▶ **DIRECTIONS**: Search the listing for "styles" and copy every line where it appears.

** START OF MATERIAL PROVIDED **

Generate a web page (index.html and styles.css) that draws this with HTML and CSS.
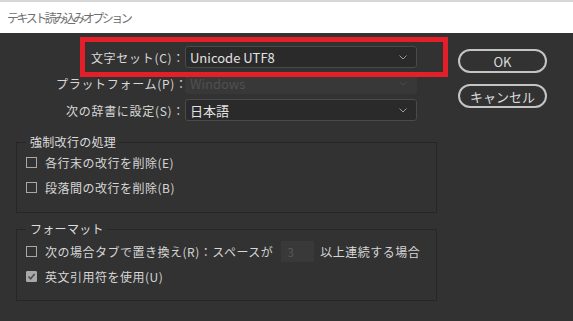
FILE: index.html
```html
<!DOCTYPE html>
<html lang="ja">
<head>
    <meta charset="UTF-8">
    <title>テキスト読み込みオプション</title>
    <link rel="stylesheet" href="styles.css">
</head>
<body>
    <div class="titlebar">テキスト読み込みオプション</div>

    <div class="dialog">
        <div class="main">
            <div class="settings">
                <!-- highlighted row (red annotation box) -->
                <div class="row highlight">
                    <span class="label">文字セット(C)：</span>
                    <div class="select">
                        <span>Unicode UTF8</span>
                        <svg class="chevron" width="8" height="5" viewBox="0 0 8 5"><path d="M0.5 0.5 L4 4 L7.5 0.5" fill="none" stroke="#9a9a9a" stroke-width="1"/></svg>
                    </div>
                </div>
                <div class="row row-platform">
                    <span class="label">プラットフォーム(P)：</span>
                    <div class="select disabled">
                        <span>Windows</span>
                        <svg class="chevron" width="8" height="5" viewBox="0 0 8 5"><path d="M0.5 0.5 L4 4 L7.5 0.5" fill="none" stroke="#4a4a4a" stroke-width="1"/></svg>
                    </div>
                </div>
                <div class="row row-dict">
                    <span class="label">次の辞書に設定(S)：</span>
                    <div class="select">
                        <span>日本語</span>
                        <svg class="chevron" width="8" height="5" viewBox="0 0 8 5"><path d="M0.5 0.5 L4 4 L7.5 0.5" fill="none" stroke="#9a9a9a" stroke-width="1"/></svg>
                    </div>
                </div>
            </div>

            <div class="group group-breaks">
                <div class="group-title">強制改行の処理</div>
                <div class="check-row"><span class="box"></span>各行末の改行を削除(E)</div>
                <div class="check-row"><span class="box"></span>段落間の改行を削除(B)</div>
            </div>

            <div class="group group-format">
                <div class="group-title">フォーマット</div>
                <div class="check-row">
                    <span class="box"></span>次の場合タブで置き換え(R)：スペースが
                    <span class="number">3</span>
                    <span class="after">以上連続する場合</span>
                </div>
                <div class="check-row">
                    <span class="box checked">
                        <svg width="11" height="11" viewBox="0 0 11 11"><path d="M2.5 5.5 L4.6 7.8 L8.6 3" fill="none" stroke="#4c4c4c" stroke-width="1.6"/></svg>
                    </span>英文引用符を使用(U)
                </div>
            </div>
        </div>

        <div class="actions">
            <button class="btn">OK</button>
            <button class="btn">キャンセル</button>
        </div>
    </div>
</body>
</html>
```

FILE: styles.css
```css
body {
    margin: 0;
    background: #323232;
    font-family: "Noto Sans CJK JP", "Noto Sans", sans-serif;
    font-size: 12px;
    color: #d6d6d6;
}

/* Window title */
.titlebar {
    height: 31px;
    line-height: 31px;
    border-top: 2px solid #d6d6d6;
    background: #ffffff;
    padding-left: 7px;
    color: #707070;
    font-size: 12px;
    letter-spacing: -2.5px;
}

.dialog {
    display: flex;
}

.main {
    width: 421px;
    padding-left: 16px;
}

/* Top settings rows */
.settings {
    padding-top: 13px;
    margin-left: 40px;
}

.row {
    display: flex;
    align-items: center;
    height: 22px;
    position: relative;
}

.row-platform {
    margin-top: 4px;
}

.row-dict {
    margin-top: 5px;
}

.label {
    width: 129px;
    text-align: right;
    white-space: nowrap;
    color: #d8d8d8;
    letter-spacing: 0.7px;
}

.select {
    box-sizing: border-box;
    width: 232px;
    height: 22px;
    display: flex;
    align-items: center;
    justify-content: space-between;
    padding: 0 9px 0 4px;
    background: #2a2a2a;
    border: 1px solid #4a4a4a;
    border-radius: 3px;
    font-size: 13px;
    color: #e2e2e2;
}

.select.disabled {
    background: #383838;
    border-color: #383838;
    color: #505050;
}

/* Red annotation frame over the first row */
.highlight::after {
    content: "";
    position: absolute;
    z-index: 2;
    left: 24px;
    top: -9px;
    right: -11px;
    bottom: -9px;
    border: 5px solid #e3202a;
    pointer-events: none;
}

/* Group boxes */
.group {
    margin-top: 21px;
    border: 1px solid #262626;
    padding: 0 0 12px 9px;
}

.group-title {
    display: table;
    margin: -9px 0 0 0;
    padding: 0 3px 0 4px;
    line-height: 16px;
    background: #323232;
    color: #dcdcdc;
    letter-spacing: 0.3px;
}

.group-format {
    margin-top: 16px;
    padding-bottom: 11px;
}

.group-format .group-title {
    margin-bottom: 2px;
}

.check-row {
    display: flex;
    align-items: center;
    height: 25px;
    white-space: nowrap;
    letter-spacing: 0.5px;
}

.box {
    box-sizing: border-box;
    width: 11px;
    height: 11px;
    border: 1px solid #a8a8a8;
    margin-right: 8px;
    flex-shrink: 0;
}

.box.checked {
    background: #a8a8a8;
    border-color: #a8a8a8;
    border-radius: 1px;
}

.box.checked svg {
    display: block;
    margin: -1px;
}

.number {
    box-sizing: border-box;
    width: 33px;
    height: 21px;
    line-height: 21px;
    margin-left: 8px;
    padding-left: 6px;
    background: #393939;
    color: #575757;
}

.after {
    margin-left: 6px;
}

/* Buttons */
.actions {
    display: flex;
    flex-direction: column;
    gap: 11px;
    padding-top: 16px;
    margin-left: 21px;
}

.btn {
    box-sizing: border-box;
    width: 89px;
    height: 24px;
    border: 2px solid #c4c4c4;
    border-radius: 12px;
    background: transparent;
    color: #dcdcdc;
    font-family: "Noto Sans CJK JP", "Noto Sans", sans-serif;
    font-size: 13px;
    padding: 0;
}
```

** END OF MATERIAL PROVIDED **

▶ **ANSWER FOR THE TASK**:
Generate a web page (index.html and styles.css) that draws this with HTML and CSS.
    <link rel="stylesheet" href="styles.css">
FILE: styles.css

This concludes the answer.